┌──

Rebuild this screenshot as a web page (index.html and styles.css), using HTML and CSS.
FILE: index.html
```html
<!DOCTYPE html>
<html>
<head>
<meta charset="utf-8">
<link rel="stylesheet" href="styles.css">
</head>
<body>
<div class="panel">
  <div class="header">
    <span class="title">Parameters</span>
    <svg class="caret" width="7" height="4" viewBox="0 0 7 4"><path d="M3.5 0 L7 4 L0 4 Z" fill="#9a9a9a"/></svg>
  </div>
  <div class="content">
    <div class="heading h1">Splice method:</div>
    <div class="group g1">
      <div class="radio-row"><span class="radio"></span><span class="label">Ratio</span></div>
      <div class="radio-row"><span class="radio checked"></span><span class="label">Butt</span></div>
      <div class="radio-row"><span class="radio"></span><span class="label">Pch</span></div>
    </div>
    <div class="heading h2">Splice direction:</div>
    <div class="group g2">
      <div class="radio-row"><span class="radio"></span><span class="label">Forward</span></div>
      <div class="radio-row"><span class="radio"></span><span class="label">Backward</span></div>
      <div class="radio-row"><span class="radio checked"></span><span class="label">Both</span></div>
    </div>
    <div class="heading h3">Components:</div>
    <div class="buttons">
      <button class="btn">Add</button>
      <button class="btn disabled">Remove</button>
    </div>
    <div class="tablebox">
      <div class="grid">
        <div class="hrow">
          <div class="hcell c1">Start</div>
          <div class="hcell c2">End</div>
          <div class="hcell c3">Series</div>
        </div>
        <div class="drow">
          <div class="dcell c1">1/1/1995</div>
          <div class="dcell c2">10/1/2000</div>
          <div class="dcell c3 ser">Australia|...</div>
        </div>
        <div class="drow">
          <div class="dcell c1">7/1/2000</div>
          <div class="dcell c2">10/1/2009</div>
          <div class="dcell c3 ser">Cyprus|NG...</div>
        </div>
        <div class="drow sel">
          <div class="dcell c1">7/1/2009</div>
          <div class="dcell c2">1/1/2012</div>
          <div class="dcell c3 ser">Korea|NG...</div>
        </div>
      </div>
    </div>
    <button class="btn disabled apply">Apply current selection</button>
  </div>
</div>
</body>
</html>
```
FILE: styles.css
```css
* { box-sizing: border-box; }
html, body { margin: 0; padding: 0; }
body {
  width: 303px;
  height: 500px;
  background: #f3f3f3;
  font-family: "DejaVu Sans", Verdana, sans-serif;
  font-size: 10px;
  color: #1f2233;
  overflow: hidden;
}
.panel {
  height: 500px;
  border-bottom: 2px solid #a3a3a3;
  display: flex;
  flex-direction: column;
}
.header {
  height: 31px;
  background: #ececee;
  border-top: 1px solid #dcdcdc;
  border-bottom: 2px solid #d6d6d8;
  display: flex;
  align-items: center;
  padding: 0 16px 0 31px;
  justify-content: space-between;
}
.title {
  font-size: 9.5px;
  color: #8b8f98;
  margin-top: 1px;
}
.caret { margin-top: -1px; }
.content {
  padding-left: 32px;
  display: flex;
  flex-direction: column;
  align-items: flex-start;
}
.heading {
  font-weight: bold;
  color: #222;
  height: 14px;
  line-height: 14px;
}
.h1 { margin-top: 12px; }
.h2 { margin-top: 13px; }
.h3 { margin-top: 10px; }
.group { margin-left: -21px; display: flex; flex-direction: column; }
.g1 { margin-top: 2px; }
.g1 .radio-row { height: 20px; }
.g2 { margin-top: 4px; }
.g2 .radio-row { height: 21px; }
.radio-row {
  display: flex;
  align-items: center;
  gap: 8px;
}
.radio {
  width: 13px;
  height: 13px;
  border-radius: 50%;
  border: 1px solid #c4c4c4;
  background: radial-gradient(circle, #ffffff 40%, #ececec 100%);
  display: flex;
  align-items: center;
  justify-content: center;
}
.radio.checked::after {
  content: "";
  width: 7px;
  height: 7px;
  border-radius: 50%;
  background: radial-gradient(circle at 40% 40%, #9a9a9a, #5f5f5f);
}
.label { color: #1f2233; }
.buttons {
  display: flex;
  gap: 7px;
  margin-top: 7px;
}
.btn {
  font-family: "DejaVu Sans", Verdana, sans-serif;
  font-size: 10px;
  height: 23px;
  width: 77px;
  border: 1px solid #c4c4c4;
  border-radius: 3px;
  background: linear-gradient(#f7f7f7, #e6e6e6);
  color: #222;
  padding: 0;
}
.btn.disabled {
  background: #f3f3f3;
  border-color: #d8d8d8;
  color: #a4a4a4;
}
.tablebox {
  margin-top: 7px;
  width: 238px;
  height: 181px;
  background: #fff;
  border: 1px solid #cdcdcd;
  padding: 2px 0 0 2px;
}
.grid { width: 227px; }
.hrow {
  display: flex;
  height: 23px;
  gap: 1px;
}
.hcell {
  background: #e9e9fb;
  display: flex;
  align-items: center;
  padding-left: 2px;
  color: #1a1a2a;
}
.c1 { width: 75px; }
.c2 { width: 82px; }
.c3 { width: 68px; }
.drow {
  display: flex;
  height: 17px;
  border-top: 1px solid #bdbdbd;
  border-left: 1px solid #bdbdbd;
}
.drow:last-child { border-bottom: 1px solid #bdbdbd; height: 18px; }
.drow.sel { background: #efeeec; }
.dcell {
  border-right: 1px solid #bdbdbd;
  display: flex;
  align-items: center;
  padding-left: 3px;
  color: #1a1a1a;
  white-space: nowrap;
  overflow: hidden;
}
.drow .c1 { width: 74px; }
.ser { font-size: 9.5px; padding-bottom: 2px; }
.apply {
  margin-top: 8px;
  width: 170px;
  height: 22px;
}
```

└──

From the listing above, reproduce all the lines exactly.

OUTPUT
Rebuild this screenshot as a web page (index.html and styles.css), using HTML and CSS.
FILE: index.html
```html
<!DOCTYPE html>
<html>
<head>
<meta charset="utf-8">
<link rel="stylesheet" href="styles.css">
</head>
<body>
<div class="panel">
  <div class="header">
    <span class="title">Parameters</span>
    <svg class="caret" width="7" height="4" viewBox="0 0 7 4"><path d="M3.5 0 L7 4 L0 4 Z" fill="#9a9a9a"/></svg>
  </div>
  <div class="content">
    <div class="heading h1">Splice method:</div>
    <div class="group g1">
      <div class="radio-row"><span class="radio"></span><span class="label">Ratio</span></div>
      <div class="radio-row"><span class="radio checked"></span><span class="label">Butt</span></div>
      <div class="radio-row"><span class="radio"></span><span class="label">Pch</span></div>
    </div>
    <div class="heading h2">Splice direction:</div>
    <div class="group g2">
      <div class="radio-row"><span class="radio"></span><span class="label">Forward</span></div>
      <div class="radio-row"><span class="radio"></span><span class="label">Backward</span></div>
      <div class="radio-row"><span class="radio checked"></span><span class="label">Both</span></div>
    </div>
    <div class="heading h3">Components:</div>
    <div class="buttons">
      <button class="btn">Add</button>
      <button class="btn disabled">Remove</button>
    </div>
    <div class="tablebox">
      <div class="grid">
        <div class="hrow">
          <div class="hcell c1">Start</div>
          <div class="hcell c2">End</div>
          <div class="hcell c3">Series</div>
        </div>
        <div class="drow">
          <div class="dcell c1">1/1/1995</div>
          <div class="dcell c2">10/1/2000</div>
          <div class="dcell c3 ser">Australia|...</div>
        </div>
        <div class="drow">
          <div class="dcell c1">7/1/2000</div>
          <div class="dcell c2">10/1/2009</div>
          <div class="dcell c3 ser">Cyprus|NG...</div>
        </div>
        <div class="drow sel">
          <div class="dcell c1">7/1/2009</div>
          <div class="dcell c2">1/1/2012</div>
          <div class="dcell c3 ser">Korea|NG...</div>
        </div>
      </div>
    </div>
    <button class="btn disabled apply">Apply current selection</button>
  </div>
</div>
</body>
</html>
```
FILE: styles.css
```css
* { box-sizing: border-box; }
html, body { margin: 0; padding: 0; }
body {
  width: 303px;
  height: 500px;
  background: #f3f3f3;
  font-family: "DejaVu Sans", Verdana, sans-serif;
  font-size: 10px;
  color: #1f2233;
  overflow: hidden;
}
.panel {
  height: 500px;
  border-bottom: 2px solid #a3a3a3;
  display: flex;
  flex-direction: column;
}
.header {
  height: 31px;
  background: #ececee;
  border-top: 1px solid #dcdcdc;
  border-bottom: 2px solid #d6d6d8;
  display: flex;
  align-items: center;
  padding: 0 16px 0 31px;
  justify-content: space-between;
}
.title {
  font-size: 9.5px;
  color: #8b8f98;
  margin-top: 1px;
}
.caret { margin-top: -1px; }
.content {
  padding-left: 32px;
  display: flex;
  flex-direction: column;
  align-items: flex-start;
}
.heading {
  font-weight: bold;
  color: #222;
  height: 14px;
  line-height: 14px;
}
.h1 { margin-top: 12px; }
.h2 { margin-top: 13px; }
.h3 { margin-top: 10px; }
.group { margin-left: -21px; display: flex; flex-direction: column; }
.g1 { margin-top: 2px; }
.g1 .radio-row { height: 20px; }
.g2 { margin-top: 4px; }
.g2 .radio-row { height: 21px; }
.radio-row {
  display: flex;
  align-items: center;
  gap: 8px;
}
.radio {
  width: 13px;
  height: 13px;
  border-radius: 50%;
  border: 1px solid #c4c4c4;
  background: radial-gradient(circle, #ffffff 40%, #ececec 100%);
  display: flex;
  align-items: center;
  justify-content: center;
}
.radio.checked::after {
  content: "";
  width: 7px;
  height: 7px;
  border-radius: 50%;
  background: radial-gradient(circle at 40% 40%, #9a9a9a, #5f5f5f);
}
.label { color: #1f2233; }
.buttons {
  display: flex;
  gap: 7px;
  margin-top: 7px;
}
.btn {
  font-family: "DejaVu Sans", Verdana, sans-serif;
  font-size: 10px;
  height: 23px;
  width: 77px;
  border: 1px solid #c4c4c4;
  border-radius: 3px;
  background: linear-gradient(#f7f7f7, #e6e6e6);
  color: #222;
  padding: 0;
}
.btn.disabled {
  background: #f3f3f3;
  border-color: #d8d8d8;
  color: #a4a4a4;
}
.tablebox {
  margin-top: 7px;
  width: 238px;
  height: 181px;
  background: #fff;
  border: 1px solid #cdcdcd;
  padding: 2px 0 0 2px;
}
.grid { width: 227px; }
.hrow {
  display: flex;
  height: 23px;
  gap: 1px;
}
.hcell {
  background: #e9e9fb;
  display: flex;
  align-items: center;
  padding-left: 2px;
  color: #1a1a2a;
}
.c1 { width: 75px; }
.c2 { width: 82px; }
.c3 { width: 68px; }
.drow {
  display: flex;
  height: 17px;
  border-top: 1px solid #bdbdbd;
  border-left: 1px solid #bdbdbd;
}
.drow:last-child { border-bottom: 1px solid #bdbdbd; height: 18px; }
.drow.sel { background: #efeeec; }
.dcell {
  border-right: 1px solid #bdbdbd;
  display: flex;
  align-items: center;
  padding-left: 3px;
  color: #1a1a1a;
  white-space: nowrap;
  overflow: hidden;
}
.drow .c1 { width: 74px; }
.ser { font-size: 9.5px; padding-bottom: 2px; }
.apply {
  margin-top: 8px;
  width: 170px;
  height: 22px;
}
```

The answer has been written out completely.